Si el documental presenta una amplia -aunque extravagante- variedad de lecturas de El resplandor, también propone una amplísima gama de lecturas de sí mismo. Se puede ver Room 237, como decíamos antes, como una comedia involuntaria, pero también se puede tomar alguna de esas teorías en serio y admirar el poder deductivo de quien la realiza. Pero más interesante que cualquiera de estas dos opciones es apreciar Room 237 como una demostración práctica de los límites de la teoría de la recepción de Hans Robert Jauss, o incluso de la “decodificación aberrante” de Umberto Eco. De estar viva, Susan Sontag -la autora del recordado ensayo Contra la interpretación- daría vueltas en el aire de la alegría luego de ver este documental. Porque sin explicitar ningún discurso teórico, todo el documental juega con las distintas formas de relacionarse con una película a la que se ama hasta la obsesión, y con cómo una obra de arte compleja permite ver en ella casi cualquier cosa que se quiera ver. El gran chiste de Room 237 es que ninguno de sus teóricos parece darse cuenta de que efectivamente la película tiene otras lecturas más allá del simple horror sobrenatural que pretende inspirar, pero que son mucho más evidentes: El resplandor es, ante todo, una película sobre la disolución de la familia a causa de la frustración laboral y la violencia que ésta engendra, algo que es evidente sin que haga falta verla más de una vez.

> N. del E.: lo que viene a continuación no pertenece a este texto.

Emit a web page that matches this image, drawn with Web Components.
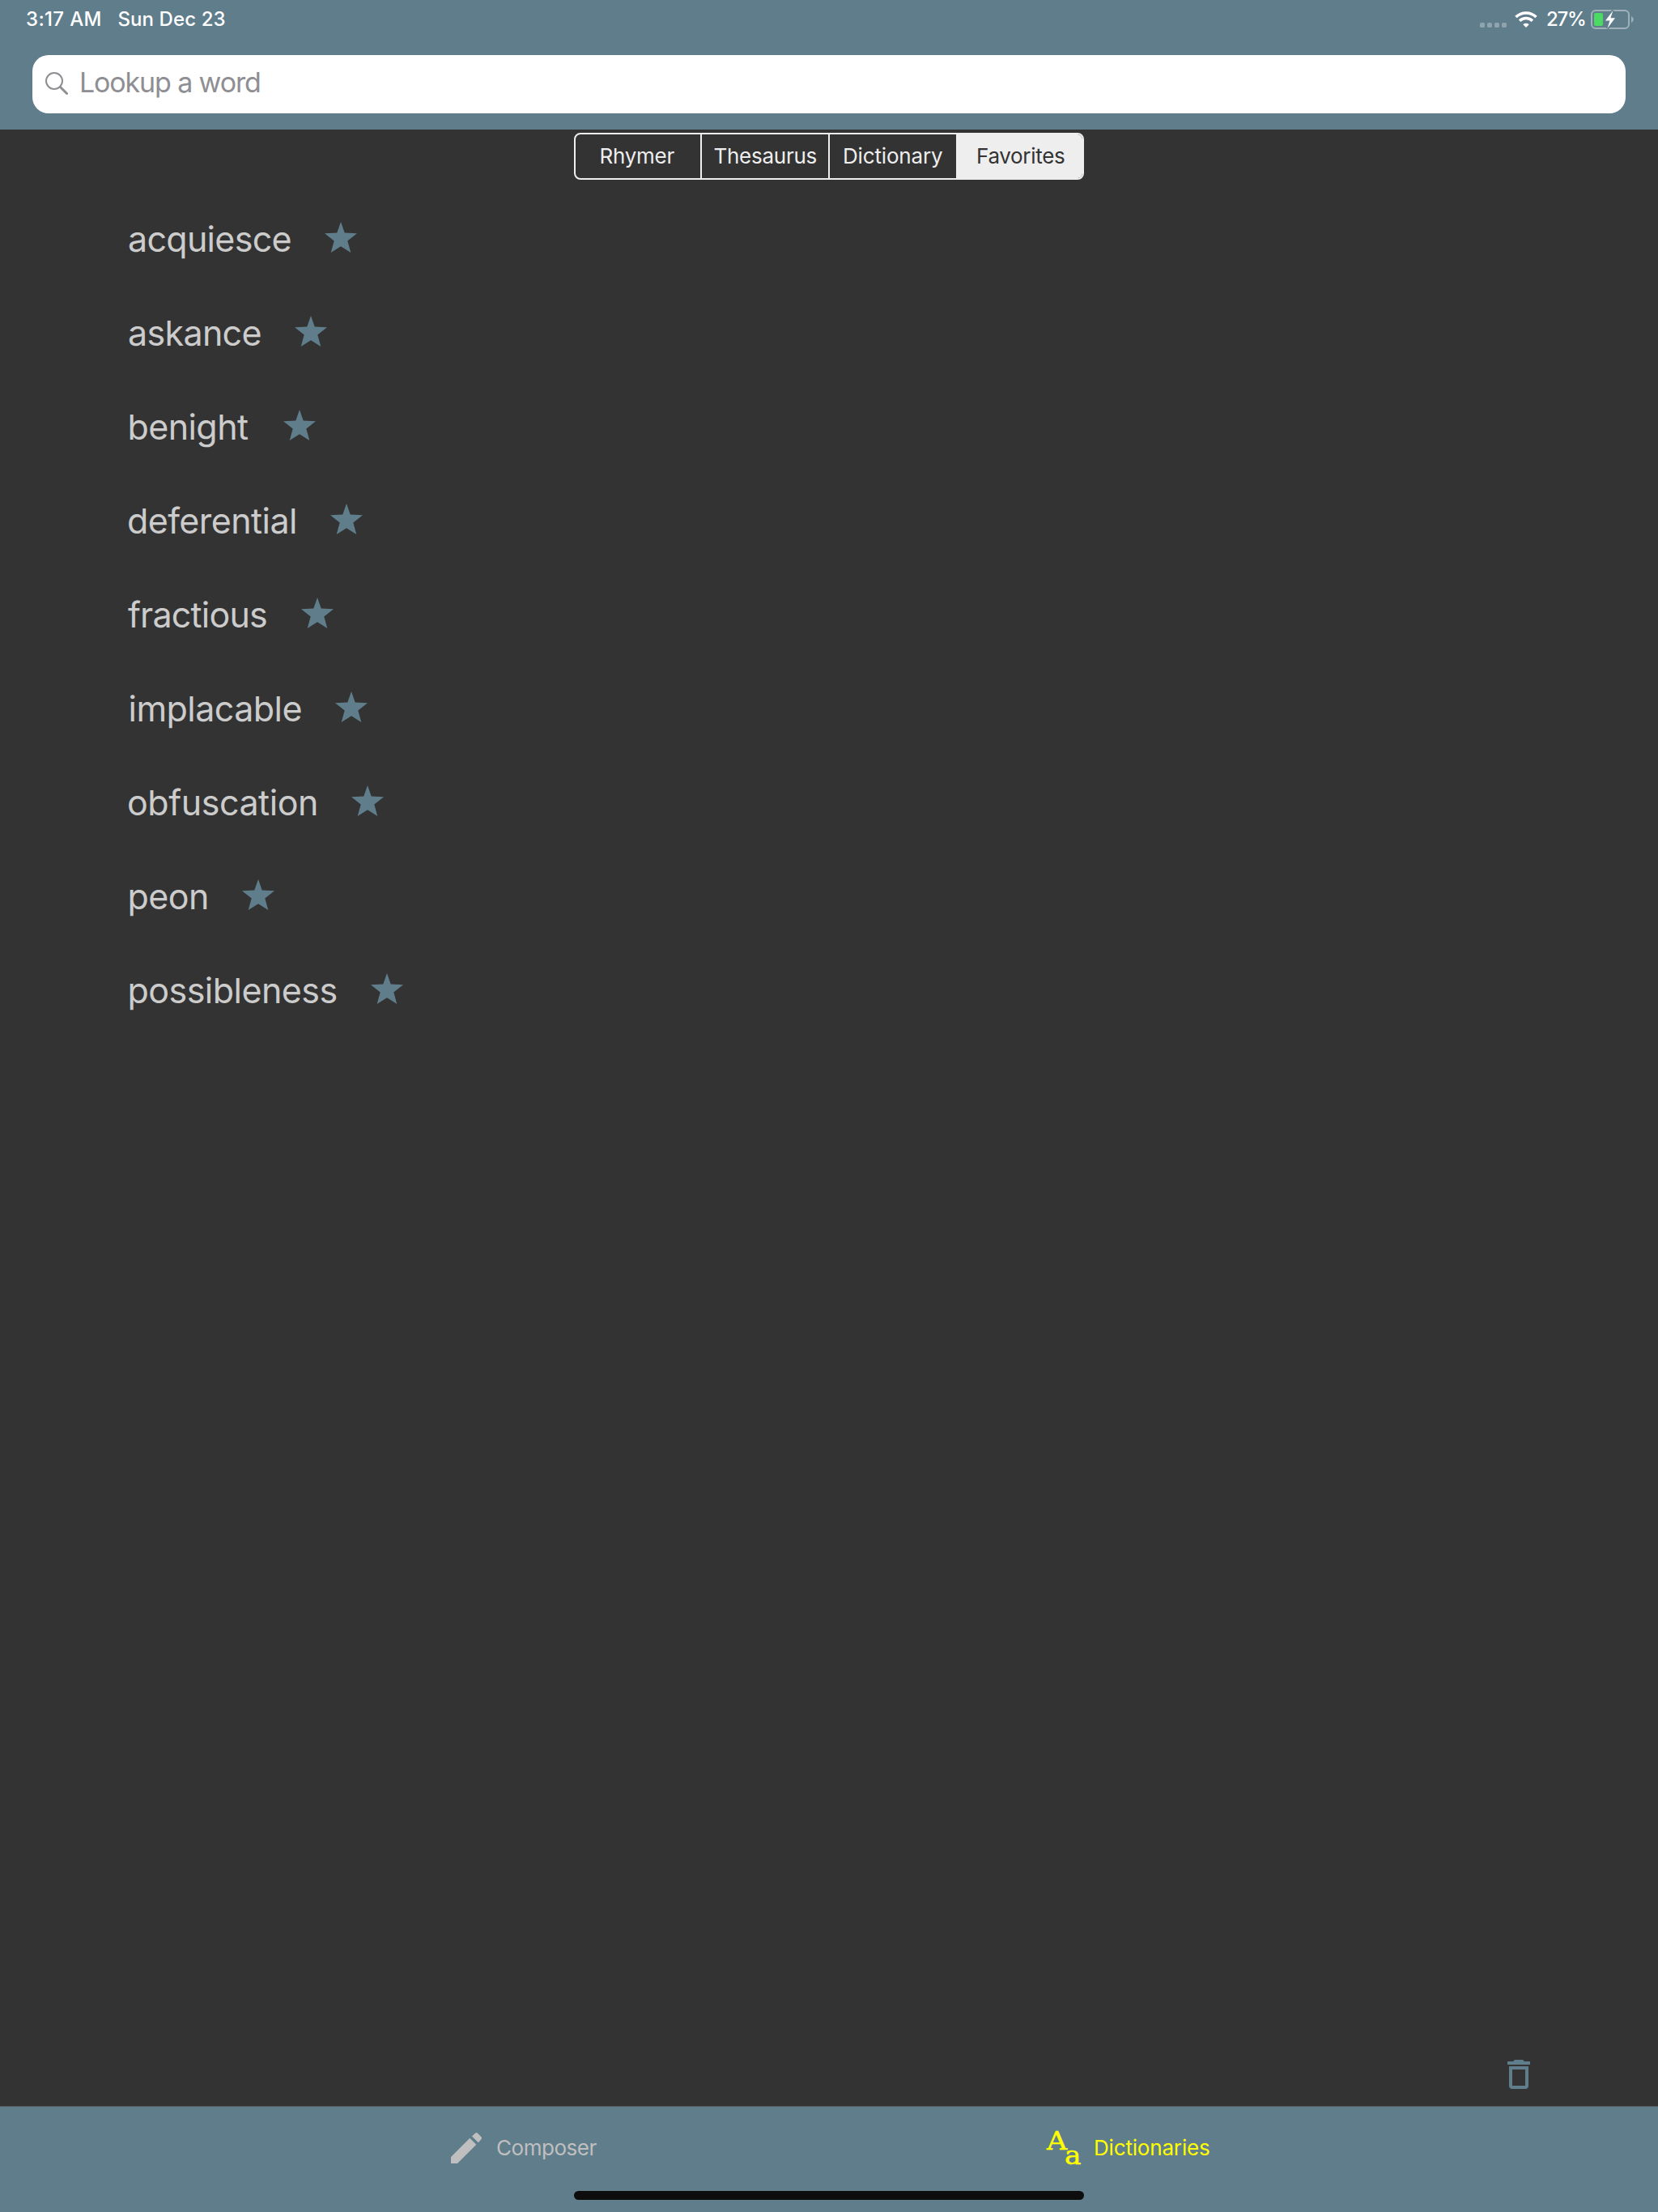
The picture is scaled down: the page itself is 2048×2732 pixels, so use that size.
<!DOCTYPE html>
<html lang="en">
<head>
<meta charset="utf-8">
<title>Favorites</title>
<style>
html, body { margin: 0; height: 100%; }
body { font-family: Inter, "Liberation Sans", sans-serif; background: #333; }
</style>
</head>
<body>
<favorites-app></favorites-app>
<script>
const define = (name, html, setup) => customElements.define(name, class extends HTMLElement {
  connectedCallback() {
    if (this.shadowRoot) return;
    const t = document.createElement('template');
    t.innerHTML = html;
    this.attachShadow({ mode: 'open' }).append(t.content.cloneNode(true));
    if (setup) setup(this, this.shadowRoot);
  }
});

/* A one-line label whose tracking is adjusted so that it spans the given width. */
const pen = document.createElement('canvas').getContext('2d');
define('tracked-label', `
<style>
:host { display: block; flex: none; white-space: nowrap; line-height: 1.25; }
span { display: block; }
</style><span><slot></slot></span>`, (host, root) => {
  const text = host.textContent, target = +host.getAttribute('span');
  const cs = getComputedStyle(host);
  pen.font = `${cs.fontWeight} ${cs.fontSize} ${cs.fontFamily}`;
  const m = pen.measureText(text);
  const natural = m.actualBoundingBoxLeft + m.actualBoundingBoxRight;
  const span = root.querySelector('span');
  host.style.width = target + 'px';
  span.style.letterSpacing = (target - natural) / (text.length - 1) + 'px';
  span.style.marginLeft = m.actualBoundingBoxLeft + 'px';
});

define('status-bar', `
<style>
:host { display: flex; align-items: center; height: 47px; padding: 0 30px 0 33px; color: #fff; font-size: 24px; font-weight: 500; box-sizing: border-box; }
.date { margin-left: 23px; }
.dots { margin-left: auto; }
.wifi { margin: 1px 12px 0 10px; }
.battery { margin: 1px 0 0 7px; }
svg { display: block; flex: none; }
</style>
<tracked-label span="90.5">3:17 AM</tracked-label>
<tracked-label class="date" span="131">Sun Dec 23</tracked-label>
<svg class="dots" width="33" height="6" viewBox="0 0 33 6" style="margin-top:15px" fill="#8fa4ae"><rect width="6" height="6" rx="1.8"/><rect x="9" width="6" height="6" rx="1.8"/><rect x="18" width="6" height="6" rx="1.8"/><rect x="27" width="6" height="6" rx="1.8"/></svg>
<svg class="wifi" width="28" height="20" viewBox="0 0 28 20" fill="none" stroke="#fff" stroke-width="3.5"><path d="M1.5 7.1a17.8 17.8 0 0 1 25 0"/><path d="M6.1 11.8a11.2 11.2 0 0 1 15.8 0"/><path d="M14 20l-3.7-3.8a5.4 5.4 0 0 1 7.4 0z" fill="#fff" stroke="none"/></svg>
<tracked-label span="47">27%</tracked-label>
<svg class="battery" width="53" height="24" viewBox="0 0 53 24"><rect x="1" y="1" width="46" height="22" rx="5" fill="none" stroke="#a0b1b9" stroke-width="2"/><path d="M50 8c3.5 1.4 3.5 6.6 0 8z" fill="#a0b1b9"/><rect x="4" y="4" width="11" height="16" rx="2" fill="#4cd964"/><path d="M27.5 1L18 13.5h5.5L20.5 23 30 10.2h-5.6z" fill="#fff" stroke="#607d8b" stroke-width="3.5" paint-order="stroke"/></svg>`);

define('search-field', `
<style>
:host { display: flex; align-items: flex-start; height: 72px; box-sizing: border-box; border-radius: 20px; background: #fff; color: #8e8e93; font-size: 34px; padding: 13px 0 0 16px; }
svg { display: block; margin: 8px 16px 0 0; }
</style>
<svg width="28" height="28" viewBox="0 0 28 28" fill="none" stroke="#8e8e93"><circle cx="11" cy="11" r="10" stroke-width="2"/><path d="M18.5 18.5l8 8" stroke-width="3" stroke-linecap="round"/></svg>
<tracked-label span="221">Lookup a word</tracked-label>`);

define('scope-tab', `
<style>
:host { display: flex; flex: none; width: 158px; box-sizing: border-box; align-items: center; justify-content: center; border-left: 2px solid #eee; color: #eee; padding-left: 1px; }
:host([first]) { width: 154px; border-left: 0; padding-left: 0; }
:host([selected]) { width: 156px; background: #eee; color: #333; padding-left: 3px; }
</style><slot></slot>`);

define('scope-control', `
<style>
:host { display: flex; width: 630px; height: 58px; box-sizing: border-box; border: 2px solid #eee; border-radius: 8px; overflow: hidden; font-size: 26px; }
</style>
<scope-tab first><tracked-label span="91">Rhymer</tracked-label></scope-tab>
<scope-tab><tracked-label span="126">Thesaurus</tracked-label></scope-tab>
<scope-tab><tracked-label span="121">Dictionary</tracked-label></scope-tab>
<scope-tab selected><tracked-label span="107">Favorites</tracked-label></scope-tab>`);

define('favorite-word', `
<style>
:host { display: flex; align-items: center; height: 116px; color: #ccc; font-size: 43px; }
svg { display: block; margin: -7px 0 0 42.5px; }
</style><slot></slot>
<svg width="40" height="38" viewBox="0 0 40 38" fill="#607d8b"><path d="M20 0l4.7 13.6L40 14.2 28.3 23.5 32.3 38 20 30.3 7.7 38l4-14.5L0 14.2l15.3-.6z"/></svg>`);

define('nav-tab', `
<style>
:host { display: flex; align-items: center; height: 101px; gap: 19px; font-size: 26px; }
::slotted(tracked-label) { padding-top: 2px; }
</style><slot></slot>`);

define('letters-icon', `
<style>
:host { display: block; width: 42px; height: 42px; }
svg { display: block; overflow: visible; font-family: "DejaVu Serif", serif; }
</style>
<svg width="42" height="42" viewBox="0 0 42 42" fill="#ff0" stroke="#ff0" stroke-width=".5"><text x="0" y="22.7" font-size="31" textLength="25" lengthAdjust="spacingAndGlyphs">A</text><text x="22" y="41" font-size="32" textLength="20.5" lengthAdjust="spacingAndGlyphs">a</text></svg>`);

define('bottom-bar', `
<style>
:host { display: block; flex: none; height: 131px; box-sizing: border-box; border-top: 1px solid #555; background: #607d8b; }
nav { display: flex; height: 104px; }
.composer { width: 736px; padding-left: 557px; color: #bfbfbf; }
.dict { color: #ff0; gap: 18px; }
.home { width: 630px; height: 11px; border-radius: 6px; background: #0d0d0d; margin: 0 auto; }
svg { display: block; }
</style>
<nav>
<nav-tab class="composer"><svg width="38" height="38" viewBox="0 0 38 38" fill="#bfbfbf"><path d="M0 30L23.3 6.7l8 8L8 38H0zM26 4.6l3.7-3.7a2.5 2.5 0 0 1 3.5 0l4 4a2.5 2.5 0 0 1 0 3.5L33.8 12.200z"/></svg><tracked-label span="123.5">Composer</tracked-label></nav-tab>
<nav-tab class="dict"><letters-icon></letters-icon><tracked-label span="141">Dictionaries</tracked-label></nav-tab>
</nav>
<div class="home"></div>`);

define('favorites-app', `
<style>
:host { display: flex; flex-direction: column; width: 2048px; height: 2732px; overflow: hidden; background: #333; }
header { flex: none; height: 160px; background: #607d8b; }
search-field { margin: 21px 40px 0; }
scope-control { flex: none; align-self: center; margin-top: 4px; }
main { flex: 1; padding: 16px 0 0 158px; }
.tools { display: flex; justify-content: flex-end; padding: 0 158px 21px 0; }
</style>
<header><status-bar></status-bar><search-field></search-field></header>
<scope-control></scope-control>
<main></main>
<div class="tools"><svg width="28" height="36" viewBox="0 0 28 36" fill="#607d8b"><path d="M0 2h7l2-2h10l2 2h7v4H0z"/><path fill-rule="evenodd" d="M2 8h24v24a4 4 0 0 1-4 4H6a4 4 0 0 1-4-4zM6 12v20h16V12z"/></svg></div>
<bottom-bar></bottom-bar>`, (host, root) => {
  /* word, text width, optical indent of its first letter */
  const words = [['acquiesce', 199.5, 1], ['askance', 162.5, 1], ['benight', 146.5, 2.5], ['deferential', 206, 1], ['fractious', 171, 0], ['implacable', 211, 2.5], ['obfuscation', 232, 1], ['peon', 95.5, 2.5], ['possibleness', 255, 2.5]];
  root.querySelector('main').innerHTML = words.map(([w, s, i]) => `<favorite-word style="padding-left:${i}px"><tracked-label span="${s}">${w}</tracked-label></favorite-word>`).join('');
});
</script>
</body>
</html>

Pero ahí entra otro placer de Room 237: al obligarnos a ver en sumo detalle, para supuestamente comprobar una teoría, escenas a menudo intrascendentes de El resplandor, nos obliga a detenernos en la belleza cromática de un cuadro, en la correspondencia del diseño de una moquette y un laberinto visto desde el cielo, en el poder de una toma aérea. Al invitarnos a compartir miradas extravagantes sobre un gran film, nos invita también a volver a ver ese gran film. Es decir, hay mucho para extraer y disfrutar de El resplandor. Al mostrarnos cómo hacerlo, Room 237 también se convierte en una puerta hacia el abanico de posibilidades que presenta una relación profunda con algo que realmente valga la pena.